If the value of the gift or inheritance exceeds the threshold for the applicable group, the recipient must pay CAT at the rate of 33% on the amount over the threshold.

Allowable Write-offs or Deductions in Ireland

Below are some key deductions and reliefs that can reduce the taxable value of a gift or inheritance for Capital Acquisitions Tax (CAT) purposes:

1. Debts of the Deceased

The debts owed by the deceased at the time of death can be deducted from the total value of the estate.
This includes:

  • Funeral costs

  • Medical or care expenses

  • Outstanding loans or liabilities

2. Business Relief

If the inheritance includes a business or shares, Business Relief may apply—reducing the taxable value of qualifying business assets by up to 90%.
Eligible assets include:

  • Shares in a family-owned company

  • Land or buildings used for business purposes

  • Certain goodwill or intellectual property

3. Agricultural Relief

For agricultural properties, Agricultural Relief can reduce the taxable value by up to 90%, provided:

  • The land was used for farming for a qualifying period before transfer

  • It continues to be used for farming afterward

4. Dwelling House Exemption

A dwelling house may be exempt from CAT if:

  • The beneficiary lived in the property for at least three years before the gift or inheritance

  • They continue living there for at least six years afterward

  • The beneficiary does not own or have an interest in another property

5. Business Relief

If a gift or inheritance is provided for the maintenance or support of a dependent family member (such as a spouse, child, or relative), it may qualify for partial or full exemption from CAT.

Additional Considerations

  • Gifts between spouses or civil partners: Gifts or inheritances between spouses or civil partners are exempt from CAT, regardless of the value.
  • Exemption for Small Gifts: A person can receive small gifts each year up to €3,000 from any donor, and these gifts are exempt from CAT. This exemption can be used multiple times from different donors in one year.

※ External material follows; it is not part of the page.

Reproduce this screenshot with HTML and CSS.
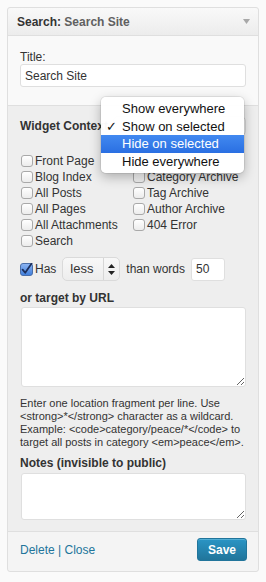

Relief for Certain Expenses

The costs related to a gift or inheritance, such as professional fees for valuing the estate, legal fees, or costs related to the transfer of property (like conveyancing or stamp duty), are not directly deductible for CAT purposes. However, some expenses, such as funeral costs, may be deductible from the value of the estate.

In conclusion, allowable write-offs in Ireland for capital acquisition tax include debts, certain business and agricultural reliefs, exemptions for family homes, and small gift exemptions. Always consider professional tax advice for specific situations to ensure the correct application of tax reliefs and deductions.